I want the government to find a means for a new owner or owners of our steel industry to keep open our current plants and to maintain a steel capacity in the UK. There are ways government can and should help bring about a new settlement that offers hope of continuing steel production. Government can and should respond to demands over business rates, energy costs, anti dumping actions and public sector steel purchases.
The Welsh government could give Port Talbot rate relief, as business rates have shot up in recent years. Very high energy costs have been a problem for sometime. The government says it is doing something, but it needs to do more as I have been urging. The EU has taken some action to deal with dumping by Russia and China, but has imposed lower tariffs than some other countries around the world. More allegations of dumping are being investigated. This is entirely an EU competence, so we rely on them for action.
The UK government is working to secure more orders for UK steel works. the large building programmes it has for railways, utilities and property all require substantial quantities of steel. It needs to ensure UK bidders have good access to the possible contracts.
They need to help the management and workforce negotiate with the current owners, Tata, over the terms of transfer of ownership. If no-one emerges for early purchase Tate will face large closure costs, so government can help persuade it to include a dowry with the plants for the new owner which will still leave Tata better off and free of future liabilities.
The problems of our steel industry has led to exchanges over Brexit. What is clear is membership of the EU has not protected our industry, and some EU policies have made the problems worse.
To those who think nationalisation offers a simple solution, I suggest they read the sad history of nationalised British Steel from its establishment in 1967. Government had a bold vision of five new large coastal works to produce and sell 35 m tonnes of steel by the end of the 1970s. They embarked on a huge capital investment programme to construct the plant necessary for the task. The private sector industry they took over produced and sold 27 million tonnes in 1965. Output from the nationalised industry slumped from that figure, despite the large investment in new capacity. In 1972-3 British Steel Corporation produced 25.1 million tonnes, in 1975-6 just 17.2 million tonnes, and in 1978-9 17.3 million tonnes. In the early 1980s a new Chairman concluded he had to plan for just 14.4 million tonnes of output, 59% less than planned output under the investment programme.

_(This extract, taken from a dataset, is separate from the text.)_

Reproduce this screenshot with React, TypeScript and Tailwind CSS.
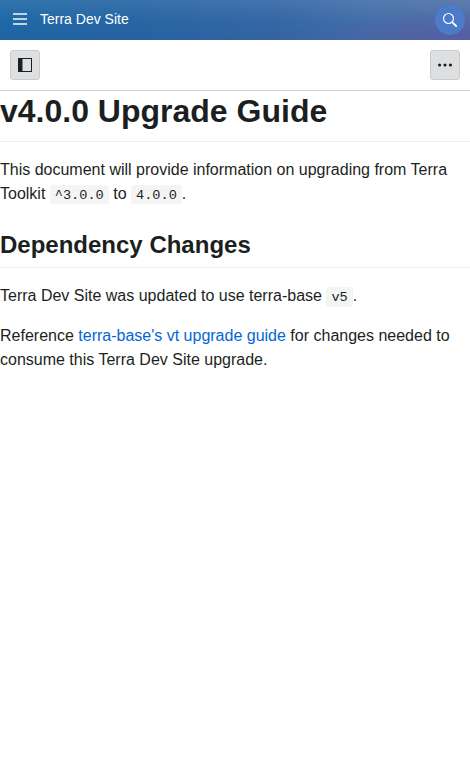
import type { ReactNode } from "react";

function Code({ children }: { children: ReactNode }) {
  return (
    <code className="rounded-[3px] bg-[#1b1f23]/5 px-[5px] pt-[2.72px] pb-[1.8px] font-['Liberation_Mono',monospace] text-[13.6px] leading-none">
      {children}
    </code>
  );
}

function ToolbarButton({ label, children }: { label: string; children: ReactNode }) {
  return (
    <button
      aria-label={label}
      className="flex size-[30px] items-center justify-center rounded-[3px] border border-[#c8cacb] bg-[#dedfe0] text-[#1c1f21]"
    >
      {children}
    </button>
  );
}

function Header() {
  return (
    <header className="flex h-10 items-center bg-[radial-gradient(ellipse_150px_26px_at_100%_85%,#5e55a299,#5e55a200),linear-gradient(to_bottom,#ffffff14,#ffffff00_50%,#2000600d),linear-gradient(to_right,#1f69a6,#2766a4_28%,#3668a6_60%,#4570a9_80%,#5070a8)] pr-[5px] text-white">
      <button aria-label="Menu" className="flex size-10 items-center justify-center">
        <svg width="14" height="14" viewBox="0 0 14 14" fill="#fff" fillOpacity="0.95">
          <path d="M0 .25h14v1.5H0zM0 5.25h14v1.5H0zM0 10.250h14v1.5H0z" />
        </svg>
      </button>
      <span className="flex-1 pb-0.5 text-sm leading-5">Terra Dev Site</span>
      <button aria-label="Search" className="flex size-[30px] items-center justify-center rounded-full bg-[#4b7bc9]">
        <svg width="14" height="14" viewBox="0 0 14 14" fill="none" stroke="#fff">
          <circle cx="5.5" cy="5.5" r="4.950" strokeWidth="1.1" />
          <path d="M9 9l.8.8" strokeWidth="1.2" />
          <path d="M9.700 9.700l3.500 3.500" strokeWidth="1.9" strokeLinecap="round" />
        </svg>
      </button>
    </header>
  );
}

export default function App() {
  return (
    <div className="min-h-screen bg-white font-['Liberation_Sans',Arial,sans-serif] text-[#1c1f21]">
      <Header />
      <div className="flex h-[51px] items-center justify-between border-b border-[#d0d2d3] px-2.5">
        <ToolbarButton label="Toggle side menu">
          <svg width="14" height="14" viewBox="0 0 14 14" shapeRendering="crispEdges">
            <path fill="currentColor" fillRule="evenodd" d="M0 0h14v14H0zM5 1v12h8V1z" />
            <path fill="#838587" d="M4 1h1v12H4z" />
          </svg>
        </ToolbarButton>
        <ToolbarButton label="More">
          <svg width="14" height="14" viewBox="0 0 48 48" fill="currentColor">
            <circle cx="5.4" cy="24" r="5.4" />
            <circle cx="24" cy="24" r="5.4" />
            <circle cx="42.6" cy="24" r="5.4" />
          </svg>
        </ToolbarButton>
      </div>
      <main className="text-base leading-6">
        <h1 className="mb-4 border-b border-[#eaecef] pb-[9.6px] text-[32px] leading-10 font-bold">
          v4.0.0 Upgrade Guide
        </h1>
        <p className="mb-6">
          This document will provide information on upgrading from Terra Toolkit <Code>^3.0.0</Code> to{" "}
          <Code>4.0.0</Code>.
        </p>
        <h2 className="mb-4 border-b border-[#eaecef] pb-[7.2px] text-2xl leading-[30px] font-bold">
          Dependency Changes
        </h2>
        <p className="mb-4">
          Terra Dev Site was updated to use terra-base <Code>v5</Code>.
        </p>
        <p>
          Reference{" "}
          <a href="#upgrade-guide" className="text-[#0366d6]">
            terra-base's vt upgrade guide
          </a>{" "}
          for changes needed to consume this Terra Dev Site upgrade.
        </p>
      </main>
    </div>
  );
}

Thousands lost their jobs both under the Labour government of 1974-9 and the Conservative government from 1979 onwards. The workforce of 250,000 in the early days of nationalisation became just 50,000 in the early 1990s. Large numbers of redundancies were needed both because capacity had to be reined in so much and because UK steel productivity was well below US and Japanese levels. Bilston, Cleveland, Consett and Corby all had to be closed. There was still far too little work for the five main new coastal facilities which ran up colossal financial losses for taxpayers. The Conservative government decided to keep Ravenscraig open despite advice from the Corporation that they had too much capacity and Ravenscraig had the highest cost base.
Today of course the EU rules on state aids would not allow any government to pay the huge losses successive governments paid for in the 1970s and early 1980s. They would not allow the £2bn of public dividend capital which turned out to be free money for the business nor the large capital write offs which BSC enjoyed in the 1970s.